Frank Pavich: Ben had a hard road to walk, being the founder of this school, but then also being the producer of this film and it very easily could have fallen into the wrong side, like I said [where it] a promo [for the school]. But he had this real love for the culture, for the people and for the music that doesn’t come from a place of how do I promote the school, but really celebrating this world and inviting new viewers to learn something new, fascinating and hopefully beautiful as well. I find it very impressive that he was straddling both sides of that, but when it came to the film, he was very much of the mind that he wanted to make a real film that would stand alone.
Ben, did you have an idea of the right people to follow?
Benjamin de Menil: In the beginning, it was [asking ourselves] who are the kids that have the most musical talent. We started following quite a few and obviously, an artist is more than just somebody who sings or plays their instrument well. There’s something about their expressiveness — the magnetism that they have, so we were looking for that as well. We followed a number of kids and then gradually we narrowed in on on the four that are in the film. We almost didn’t have to make a decision. They were just the ones.
Frank Pavich: And being a musician, it’s their experiences. It’s not just a series of notes that they play, but what they’ve lived throughout their lives that allows them to express themselves. This was an opportunity to really see these formative [moments] all of us have growing up. Something happened to us when we were eight years old or 12 years old, and those things stick with us, so we actually really got to immerse ourselves in those experiences with these children as they were growing up, which makes them into the adults and the artists that they may become as well. That was a really unique opportunity.
It really does seem like a unique opportunity when the lyrics of the songs they sing express so much about their lives as they working through it. Did that change your ideas of how to convey the story? There’s no sit-down interviews, for instance.
Frank Pavich: We were really lucky to be able to make a film like this, which is not a musical, but because the sentiments that are in the lyrics of these songs these kids sing, it’s almost like a musical film where someone is singing about the person they love or the person that’s wronged them or whatever it is. That’s the way that these kids live — as if they’re almost in a musical. It’s really unique. There’s the scene when when Edickson and the girl he’s dating break up and then they’ve got to go into class and the teacher tells her to rehearse this song, which is all about “how you broke my heart, but I don’t care. My heart is now made out of steel and you can’t hurt me.” And all that just happened. If that was in a musical film, you might go, “This is hitting the nail on the head [too much], but it’s real. Everything we filmed was real and these kids truly express themselves through these songs.
Benjamin de Menil: In the editing, it just seemed so many times like serendipity that these things were just connecting so well. It wasn’t something that, as we were filming, we necessarily knew what was going to happen.
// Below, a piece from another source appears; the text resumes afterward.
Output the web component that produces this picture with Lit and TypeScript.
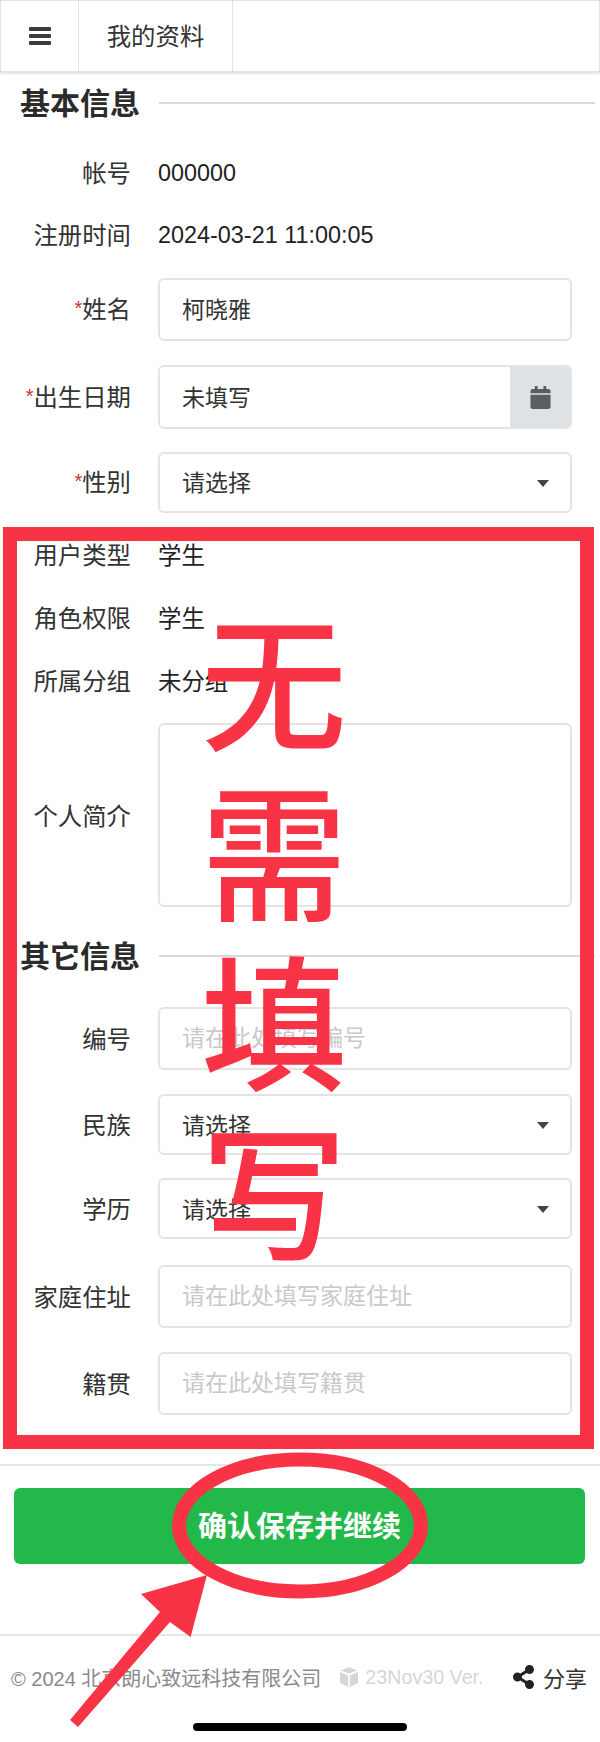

Was there anything that happened that you might not have expected, but you could embrace as it became part of the film?
Frank Pavich: I don’t know what we really expected. To me, it was all new and the first time I went down to see the school with Ben, we had cameras with us and we got there at night, but we were out there filming the next day and all my experiences came through that camera.
Benjamin de Menil: We went into it with [some] ideas. We had talked about “Streetwise” and Salaam Bombay,” a film that I was moved by, and we’d even talked about “Mad Max,” [because of] how you see these trucks that look like they’re put together from different pieces of things. Those were all elements we were recognizing going into the film, but what for me was surprising was how as the stories developed about the protagonists, these were people that I already knew and I thought that I knew them pretty well, but as we we got into it, I discovered these things that I had no idea about that were very intense. In my role as the director of the school and as a mentor for these kids, it was emotionally hard at times to receive this information, so it was a real journey.
Frank Pavich: Yeah, [Ben is] really connected to all of these kids. They go to this school and then when they age out of it at around 16, 17, 18 years old, a lot of them end up going to college and Ben is really there to continue [encouraging them] with their lives and really help them out and support them along. It’s not just like, “Okay, now you’re 18, goodbye. He’s invested in the lives of these kids and the people in this town, which is really remarkable.
What’s it like to be sending this baby of yours out into the world now?
Frank Pavich: It’s funny because you and I met back when back in Austin when “Jodorowsky’s Dune” played at Fantastic Fest and Jodorowsky’s new film at that time was called “Dance of Reality,” which had its US premiere at South by Southwest, so I’m excited because I’ve never actually been to South by Southwest and I think it’s a great festival for this film, the mixture or this film and music festival when this film is really is a combination of so many things [itself].
Benjamin de Menil: And before I was a a film producer or a founder of a school, I was a music producer and my dream as a young music producer was to bring a band I was producing to perform at South by Southwest, so [to bring a film] is very unexpected and very rewarding that instead rather than a band it’s a film.
“Agridulce (Bittersweet)” will screen at SXSW on March 12th at 3 pm at the Violet Crown 2 and 4, March 14th at 6:45 pm at Violet Crown 1 and 3 and March 16th at 11:15 am at the Alamo Lamar 8.